Work to do | Copy every line of the listing that holds the string "Tailwind".

┌─ The input

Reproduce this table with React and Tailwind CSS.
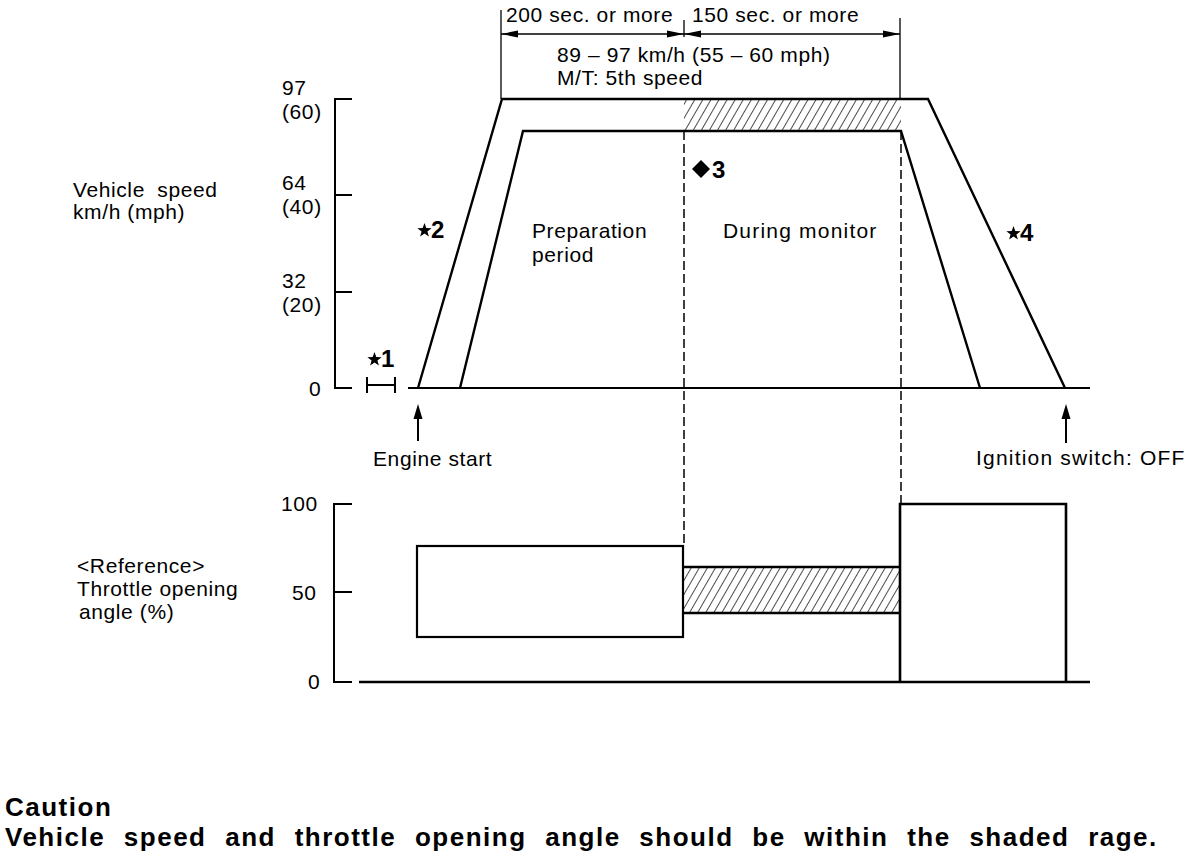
import React from 'react'

const FONT = "font-['Liberation_Sans',Arial,sans-serif] fill-black"
const LABEL = `${FONT} text-[21px]`
const BOLD = `${FONT} text-[24px] font-bold`

function starPoints(cx, cy, r1, r2) {
  const pts = []
  for (let i = 0; i < 10; i++) {
    const r = i % 2 === 0 ? r1 : r2
    const a = -Math.PI / 2 + (i * Math.PI) / 5
    pts.push(`${(cx + r * Math.cos(a)).toFixed(1)},${(cy + r * Math.sin(a)).toFixed(1)}`)
  }
  return pts.join(' ')
}

function Label({ x, y, wide, children, ...rest }) {
  return (
    <text x={x} y={y} className={`${LABEL} ${wide ? 'tracking-[1.2px]' : 'tracking-[0.6px]'}`} {...rest}>
      {children}
    </text>
  )
}

// ★n / ◆n markers
function Mark({ x, y, n, sym = 'star' }) {
  return (
    <g>
      {sym === 'star' ? (
        <polygon points={starPoints(x + 6.5, y - 7.5, 7.5, 3)} fill="#000" />
      ) : (
        <polygon points={`${x + 9},${y - 18} ${x + 18},${y - 9} ${x + 9},${y} ${x},${y - 9}`} fill="#000" />
      )}
      <text x={sym === 'star' ? x + 13 : x + 20} y={y} className={BOLD}>
        {n}
      </text>
    </g>
  )
}

function UpArrow({ x, top, bottom }) {
  return (
    <g>
      <line x1={x} y1={top + 10} x2={x} y2={bottom} stroke="#000" strokeWidth="2" />
      <polygon points={`${x},${top} ${x - 4.5},${top + 15} ${x + 4.5},${top + 15}`} fill="#000" />
    </g>
  )
}

function Chart() {
  return (
    <svg width="1200" height="792" viewBox="0 0 1200 792" className="block">
      <defs>
        <pattern id="hatch" width="7" height="7" patternUnits="userSpaceOnUse" patternTransform="rotate(30)">
          <line x1="0" y1="0" x2="0" y2="7" stroke="#000" strokeWidth="1.4" />
        </pattern>
      </defs>

      {/* dimension arrows on top */}
      <g stroke="#000" fill="none">
        <line x1="501" y1="10" x2="501" y2="99" strokeWidth="1.3" />
        <line x1="684" y1="20" x2="684" y2="37" strokeWidth="1.3" />
        <line x1="900" y1="18" x2="900" y2="99" strokeWidth="1.3" />
        <line x1="501" y1="34" x2="900" y2="34" strokeWidth="1.6" />
      </g>
      <g fill="#000">
        <polygon points="501,34 518,30.5 518,37.5" />
        <polygon points="684,34 667,30.5 667,37.5" />
        <polygon points="684,34 701,30.5 701,37.5" />
        <polygon points="900,34 883,30.5 883,37.5" />
      </g>
      <Label x={506} y={22}>200 sec. or more</Label>
      <Label x={692} y={22}>150 sec. or more</Label>
      <Label x={557} y={62}>89 – 97 km/h (55 – 60 mph)</Label>
      <Label x={557} y={85}>M/T: 5th speed</Label>

      {/* vehicle speed chart */}
      <rect x="684" y="99" width="217" height="32" fill="url(#hatch)" />
      <g stroke="#000" fill="none" strokeLinejoin="miter">
        <path d="M352 99 H335 V388 H352 M335 195 H352 M335 292 H352" strokeWidth="2" />
        <polyline points="418,388 502,99 928,99 1065,388" strokeWidth="2.4" />
        <polyline points="460,388 523,131 901,131 980,388" strokeWidth="2.4" />
        <line x1="408" y1="388" x2="1090" y2="388" strokeWidth="2.2" />
        <path d="M367 377 V393 M367 385 H395 M395 377 V393" strokeWidth="2" />
        <line x1="684" y1="131" x2="684" y2="546" strokeWidth="1.5" strokeDasharray="9 4" />
        <line x1="901" y1="131" x2="901" y2="504" strokeWidth="1.5" strokeDasharray="9 4" />
      </g>

      <Label x={282} y={95}>97</Label>
      <Label x={282} y={119}>(60)</Label>
      <Label x={282} y={190}>64</Label>
      <Label x={282} y={214}>(40)</Label>
      <Label x={282} y={288}>32</Label>
      <Label x={282} y={312}>(20)</Label>
      <Label x={309} y={396}>0</Label>
      <Label x={73} y={197} wordSpacing="6">Vehicle speed</Label>
      <Label x={73} y={219}>km/h (mph)</Label>

      <Mark x={368} y={367} n="1" />
      <Mark x={418} y={238} n="2" />
      <Mark x={692} y={178} n="3" sym="diamond" />
      <Mark x={1007} y={241} n="4" />

      <Label x={532} y={238}>Preparation</Label>
      <Label x={532} y={262}>period</Label>
      <Label x={723} y={238} wide>During monitor</Label>

      <UpArrow x={418} top={404} bottom={441} />
      <UpArrow x={1066} top={404} bottom={443} />
      <Label x={373} y={466}>Engine start</Label>
      <Label x={976} y={465} wide>Ignition switch: OFF</Label>

      {/* throttle chart */}
      <rect x="684" y="567" width="216" height="46" fill="url(#hatch)" />
      <g stroke="#000" fill="none">
        <path d="M352 504 H334 V682 H352 M334 592 H352" strokeWidth="2" />
        <line x1="359" y1="682" x2="1090" y2="682" strokeWidth="2.4" />
        <rect x="417" y="546" width="266" height="91" strokeWidth="2.2" />
        <path d="M683 567 H900 M683 613 H900" strokeWidth="2.4" />
        <path d="M900 682 V504 H1066 V682" strokeWidth="2.6" />
      </g>

      <Label x={281} y={511}>100</Label>
      <Label x={292} y={600}>50</Label>
      <Label x={308} y={689}>0</Label>
      <Label x={77} y={573}>&lt;Reference&gt;</Label>
      <Label x={77} y={596}>Throttle opening</Label>
      <Label x={79} y={619}>angle (%)</Label>
    </svg>
  )
}

export default function App() {
  return (
    <div className="w-[1200px] h-[864px] bg-white overflow-hidden text-black">
      <Chart />
      <div className="pl-[5px] font-['Liberation_Sans',Arial,sans-serif] text-[26px] leading-[30px] font-bold tracking-[1.5px] [word-spacing:10px]">
        <p>Caution</p>
        <p>Vehicle speed and throttle opening angle should be within the shaded rage.</p>
      </div>
    </div>
  )
}
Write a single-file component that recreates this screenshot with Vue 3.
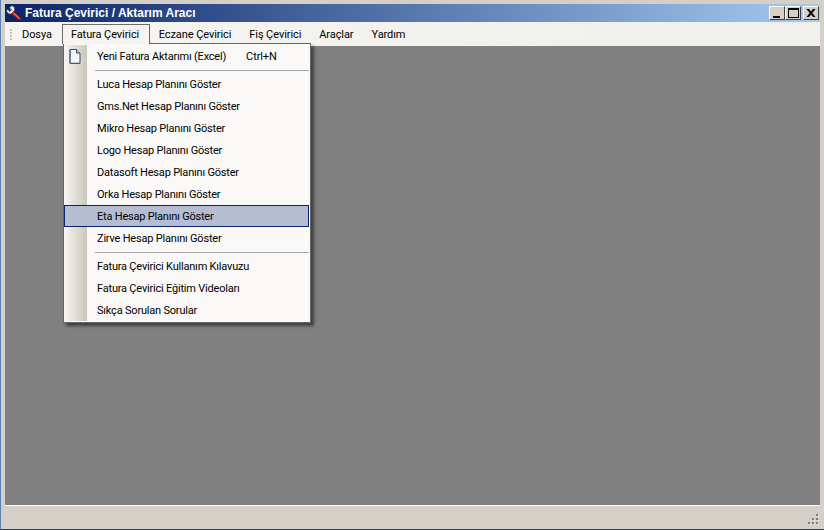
<script setup>
const topMenus = ['Dosya', 'Fatura Çevirici', 'Eczane Çevirici', 'Fiş Çevirici', 'Araçlar', 'Yardım']

const groups = [
  [{ label: 'Yeni Fatura Aktarımı (Excel)', shortcut: 'Ctrl+N', icon: true }],
  [
    { label: 'Luca Hesap Planını Göster' },
    { label: 'Gms.Net Hesap Planını Göster' },
    { label: 'Mikro Hesap Planını Göster' },
    { label: 'Logo Hesap Planını Göster' },
    { label: 'Datasoft Hesap Planını Göster' },
    { label: 'Orka Hesap Planını Göster' },
    { label: 'Eta Hesap Planını Göster', active: true },
    { label: 'Zirve Hesap Planını Göster' }
  ],
  [
    { label: 'Fatura Çevirici Kullanım Kılavuzu' },
    { label: 'Fatura Çevirici Eğitim Videoları' },
    { label: 'Sıkça Sorulan Sorular' }
  ]
]
</script>

<template>
  <div class="window">
    <div class="titlebar">
      <svg class="app-icon" width="16" height="16" viewBox="0 0 16 16">
        <path d="M5.5 0.8 L3.5 2.8 L5.4 5 L3.8 6.4 L1.7 4.4 L0.6 5.6 C0.8 8 2.8 9.4 5 9 L7.5 7.2 C9 5.5 9 3.2 7.8 1.6 C7.2 1 6.3 0.8 5.5 0.8 Z" fill="#e4e4ea" stroke="#4a4a52" stroke-width="0.7" />
        <path d="M5.6 8.6 L7.8 6.6 L14.6 13 C15.3 14 14.2 15.4 13 14.8 Z" fill="#e0301e" stroke="#7a1410" stroke-width="0.6" />
        <path d="M7.6 8 L13.4 13.6" stroke="#ff9a80" stroke-width="0.8" />
      </svg>
      <span class="title">Fatura Çevirici / Aktarım Aracı</span>
      <div class="caption-buttons">
        <button class="cap-btn">
          <span class="glyph-min"></span>
        </button>
        <button class="cap-btn max">
          <span class="glyph-max"></span>
        </button>
        <button class="cap-btn close">
          <svg width="10" height="8" viewBox="0 0 10 8">
            <path d="M0.5 0 L3 0 L5 2.6 L7 0 L9.5 0 L6.3 4 L9.5 8 L7 8 L5 5.4 L3 8 L0.5 8 L3.7 4 Z" fill="#000" />
          </svg>
        </button>
      </div>
    </div>

    <div class="menubar">
      <div class="grip">
        <i></i><i></i><i></i><i></i>
      </div>
      <div
        v-for="(m, i) in topMenus"
        :key="m"
        class="top-item"
        :class="{ open: i === 1 }"
      >{{ m }}</div>
    </div>

    <div class="client">
      <div class="dropdown">
        <template v-for="(group, g) in groups" :key="g">
          <div v-if="g > 0" class="sep-row">
            <div class="gutter"></div>
            <div class="sep"></div>
          </div>
          <div
            v-for="item in group"
            :key="item.label"
            class="item"
            :class="{ active: item.active }"
          >
            <div class="gutter">
              <svg v-if="item.icon" class="doc" width="12" height="15" viewBox="0 0 12 15">
                <path d="M1 0.5 H7.5 L11 4 V14.5 H1 Z" fill="#f4f7fc" stroke="#2f4a78" />
                <path d="M7.5 0.5 V4 H11" fill="#c4d2e6" stroke="#2f4a78" />
                <path d="M1 14.2 H11 M1 1 V14" stroke="#4c6690" stroke-width="1" />
              </svg>
            </div>
            <span class="label">{{ item.label }}</span>
            <span v-if="item.shortcut" class="shortcut">{{ item.shortcut }}</span>
          </div>
        </template>
      </div>
    </div>

    <div class="statusbar">
      <svg class="resize" width="12" height="12" viewBox="0 0 12 12">
        <g fill="#808080">
          <rect x="8" y="0" width="2" height="2" />
          <rect x="4" y="4" width="2" height="2" />
          <rect x="8" y="4" width="2" height="2" />
          <rect x="0" y="8" width="2" height="2" />
          <rect x="4" y="8" width="2" height="2" />
          <rect x="8" y="8" width="2" height="2" />
        </g>
        <g fill="#fff">
          <rect x="10" y="2" width="1" height="1" />
          <rect x="6" y="6" width="1" height="1" />
          <rect x="10" y="6" width="1" height="1" />
          <rect x="2" y="10" width="1" height="1" />
          <rect x="6" y="10" width="1" height="1" />
          <rect x="10" y="10" width="1" height="1" />
        </g>
      </svg>
    </div>
  </div>
</template>

<style>
html, body {
  margin: 0;
  padding: 0;
  overflow: hidden;
}
</style>

<style scoped>
.window {
  width: 824px;
  height: 530px;
  box-sizing: border-box;
  padding: 4px 4px 1px 4px;
  background: #d4d0c8;
  display: flex;
  flex-direction: column;
  font-family: Roboto, "Liberation Sans", sans-serif;
  font-size: 11px;
  color: #000;
  border-bottom: 1px solid #404040;
  border-left: 1px solid #5a7fb8;
}

.titlebar {
  height: 18px;
  flex: none;
  display: flex;
  align-items: center;
  padding: 0 2px 0 1px;
  background: linear-gradient(to right, #0a246a, #a6caf0);
}

.app-icon {
  flex: none;
  margin-right: 3px;
}

.title {
  color: #fff;
  font-weight: bold;
  font-size: 12px;
  font-family: "Liberation Sans", sans-serif;
}

.caption-buttons {
  margin-left: auto;
  display: flex;
  margin-right: -1px;
}

.cap-btn {
  width: 16px;
  height: 14px;
  padding: 0;
  background: #d4d0c8;
  border: 1px solid;
  border-color: #fff #404040 #404040 #fff;
  display: flex;
  align-items: center;
  justify-content: center;
}

.cap-btn.close {
  margin-left: 2px;
}

.glyph-min {
  width: 7px;
  height: 2px;
  background: #000;
  margin-top: 8px;
  margin-right: 1px;
}

.glyph-max {
  width: 11px;
  height: 10px;
  box-sizing: border-box;
  border: 1px solid #000;
  border-top-width: 2px;
}

.menubar {
  height: 24px;
  flex: none;
  display: flex;
  align-items: flex-start;
  background: linear-gradient(to right, #f6f5f2, #f1efeb);
  padding-left: 5px;
}

.grip {
  width: 3px;
  height: 24px;
  display: flex;
  flex-direction: column;
  justify-content: center;
  gap: 1px;
}

.grip i {
  width: 2px;
  height: 2px;
  background: #c8c5bc;
}

.top-item {
  height: 20px;
  display: flex;
  align-items: center;
  padding: 0 8px 1px;
  margin-top: 2px;
  box-sizing: border-box;
  border: 1px solid transparent;
  border-bottom: none;
  letter-spacing: -0.08px;
}

.top-item:nth-child(2) {
  margin-right: 1px;
}

.top-item.open {
  background: #f5f4f1;
  border-color: #6b6b6b;
  position: relative;
  z-index: 3;
  padding-right: 9.5px;
}

.client {
  flex: 1;
  background: #808080;
  position: relative;
  border-bottom: 1px solid #fff;
}

.dropdown {
  position: absolute;
  left: 58px;
  top: -3px;
  width: 248px;
  box-sizing: border-box;
  padding: 1px 0;
  background: #faf9f7;
  border: 1px solid #666;
  box-shadow: 3px 3px 3px rgba(0, 0, 0, 0.5);
  z-index: 2;
}

.item {
  height: 22px;
  display: flex;
  align-items: center;
  box-sizing: border-box;
}

.gutter {
  width: 23px;
  flex: none;
  align-self: stretch;
  background: linear-gradient(to right, #f7f6f3, #c9c6bd);
  display: flex;
  align-items: center;
  justify-content: center;
}

.doc {
  margin-right: 2px;
}

.label {
  margin-left: 10px;
  white-space: nowrap;
  letter-spacing: -0.2px;
}

.shortcut {
  margin-left: 20px;
  white-space: nowrap;
  letter-spacing: -0.1px;
}

.item.active {
  background: #b6bdd2;
  outline: 1px solid #0a246a;
  outline-offset: -1px;
  margin-right: 1px;
}

.item.active .gutter {
  background: transparent;
}

.sep-row {
  height: 6px;
  display: flex;
  align-items: center;
}

.sep-row .gutter {
  height: 6px;
}

.sep {
  flex: 1;
  height: 1px;
  background: #a6a6a6;
  margin-left: 8px;
  margin-right: 1px;
}

.statusbar {
  height: 22px;
  flex: none;
  background: #d4d0c8;
  display: flex;
  justify-content: flex-end;
  align-items: flex-end;
  padding: 0 0 2px 0;
  box-sizing: border-box;
}

.resize {
  display: block;
}
</style>
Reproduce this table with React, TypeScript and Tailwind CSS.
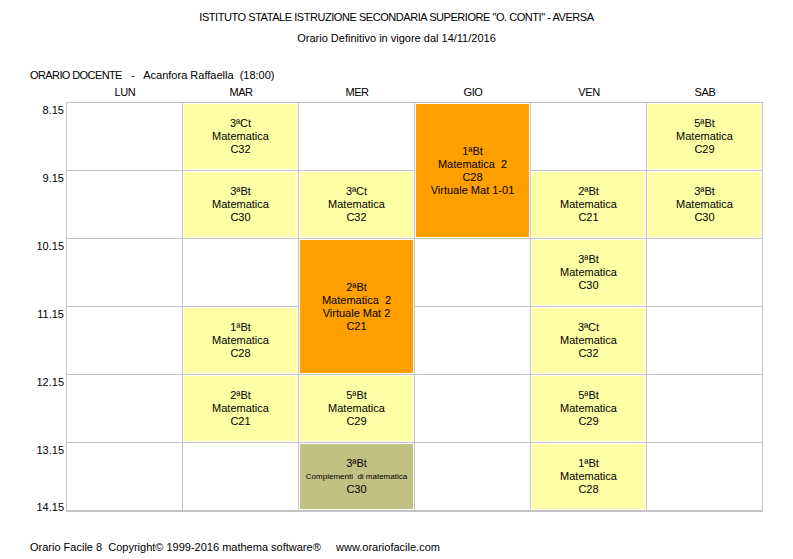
type Slot =
  | { kind: "empty" }
  | { kind: "lesson"; lines: string[]; color: "yellow" | "orange" | "olive"; span?: number; small?: number }

const DAYS = ["LUN", "MAR", "MER", "GIO", "VEN", "SAB"]
const TIMES = ["8.15", "9.15", "10.15", "11.15", "12.15", "13.15"]

const E: Slot = { kind: "empty" }
const mat = (cls: string, room: string): Slot => ({ kind: "lesson", color: "yellow", lines: [cls, "Matematica", room] })

const COLUMNS: Slot[][] = [
  [E, E, E, E, E, E],
  [mat("3ªCt", "C32"), mat("3ªBt", "C30"), E, mat("1ªBt", "C28"), mat("2ªBt", "C21"), E],
  [
    E,
    mat("3ªCt", "C32"),
    { kind: "lesson", color: "orange", span: 2, lines: ["2ªBt", "Matematica  2", "Virtuale Mat 2", "C21"] },
    mat("5ªBt", "C29"),
    { kind: "lesson", color: "olive", small: 1, lines: ["3ªBt", "Complementi  di matematica", "C30"] },
  ],
  [
    { kind: "lesson", color: "orange", span: 2, lines: ["1ªBt", "Matematica  2", "C28", "Virtuale Mat 1-01"] },
    E, E, E, E,
  ],
  [E, mat("2ªBt", "C21"), mat("3ªBt", "C30"), mat("3ªCt", "C32"), mat("5ªBt", "C29"), mat("1ªBt", "C28")],
  [mat("5ªBt", "C29"), mat("3ªBt", "C30"), E, E, E, E],
]

const fill = {
  yellow: "bg-[#ffffa6]",
  orange: "bg-[#ff9f00]",
  olive: "bg-[#c2c184]",
}

function Cell({ slot }: { slot: Slot }) {
  if (slot.kind === "empty") return <div className="h-[67px] bg-white" />
  const tall = slot.span === 2
  return (
    <div className={`${tall ? "h-[135px]" : "h-[67px]"} bg-white p-px`}>
      <div className={`h-full ${fill[slot.color]} flex flex-col items-center justify-center text-center leading-[13px]`}>
        {slot.lines.map((l, i) => (
          <div key={i} className={`whitespace-pre ${slot.small === i ? "text-[8px]" : ""}`}>
            {l}
          </div>
        ))}
      </div>
    </div>
  )
}

export default function App() {
  return (
    <div className="w-[793px] h-[559px] bg-white text-black text-[11px] leading-[13px] font-['Liberation_Sans',Arial,sans-serif] overflow-hidden">
      {/* Heading */}
      <div className="pt-[11px] text-center">
        <div className="tracking-[-0.45px]">ISTITUTO STATALE ISTRUZIONE SECONDARIA SUPERIORE "O. CONTI" - AVERSA</div>
        <div className="mt-[8px]">Orario Definitivo in vigore dal 14/11/2016</div>
      </div>

      <div className="mt-[24px] pl-[30px] whitespace-pre">
        <span className="tracking-[-0.6px]">ORARIO DOCENTE</span>   -   Acanfora Raffaella  (18:00)
      </div>

      {/* Day header */}
      <div className="flex pl-[67px] h-[20px] items-center">
        {DAYS.map((d) => (
          <div key={d} className="w-[116px] text-center tracking-[-0.4px]">{d}</div>
        ))}
      </div>

      {/* Timetable */}
      <div className="flex">
        <div className="w-[66px] flex flex-col pt-[2px]">
          {TIMES.map((t, i) => (
            <div key={t} className={`h-[68px] flex flex-col pr-[2px] text-right ${i === 5 ? "justify-between" : ""}`}>
              <div>{t}</div>
              {i === 5 && <div className="-mb-[2px]">14.15</div>}
            </div>
          ))}
        </div>
        <div className="grid grid-cols-[repeat(6,115px)] gap-px bg-[#c4c4c4] border border-[#c4c4c4]">
          {COLUMNS.map((col, ci) => (
            <div key={ci} className="flex flex-col gap-px">
              {col.map((s, si) => (
                <Cell key={si} slot={s} />
              ))}
            </div>
          ))}
        </div>
      </div>

      {/* Footer */}
      <div className="mt-[29px] pl-[30px] whitespace-pre">
        Orario Facile 8  Copyright© 1999-2016 mathema software®     www.orariofacile.com
      </div>
    </div>
  )
}
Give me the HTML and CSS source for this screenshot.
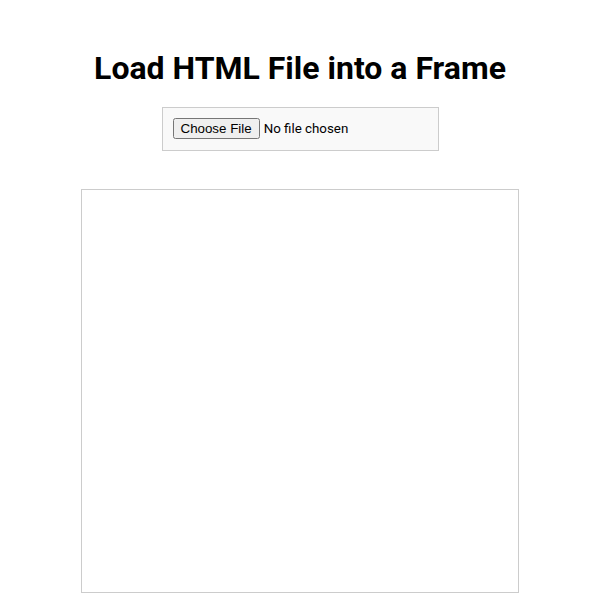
FILE: index.html
```html
<!DOCTYPE html>
<html>
<head>
<meta charset="utf-8">
<link rel="stylesheet" href="styles.css">
</head>
<body>
<div class="page">
  <h1 class="title">Load HTML File into a Frame</h1>
  <div class="upload">
    <input type="file" class="file-input">
  </div>
  <iframe class="frame"></iframe>
</div>
</body>
</html>
```

FILE: styles.css
```css
body {
  margin: 8px;
  font-family: Roboto, "Liberation Sans", sans-serif;
  background: #fff;
}
.page {
  padding: 20px;
  text-align: center;
}
.title {
  font-size: 32px;
  font-weight: 700;
  margin: 21px 0 20px;
  color: #000;
}
.upload {
  display: inline-block;
  padding: 10px 10px 11px;
  background: #f9f9f9;
  border: 1px solid #ccc;
  margin-bottom: 38px;
}
.file-input {
  font-family: Roboto, "Liberation Sans", sans-serif;
  font-size: 13.333px;
}
.frame {
  display: block;
  margin: 0 auto;
  width: 80%;
  height: 402px;
  border: 1px solid #ccc;
}
```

└─

Written response |
Reproduce this table with React and Tailwind CSS.
Reproduce this table with React, TypeScript and Tailwind CSS.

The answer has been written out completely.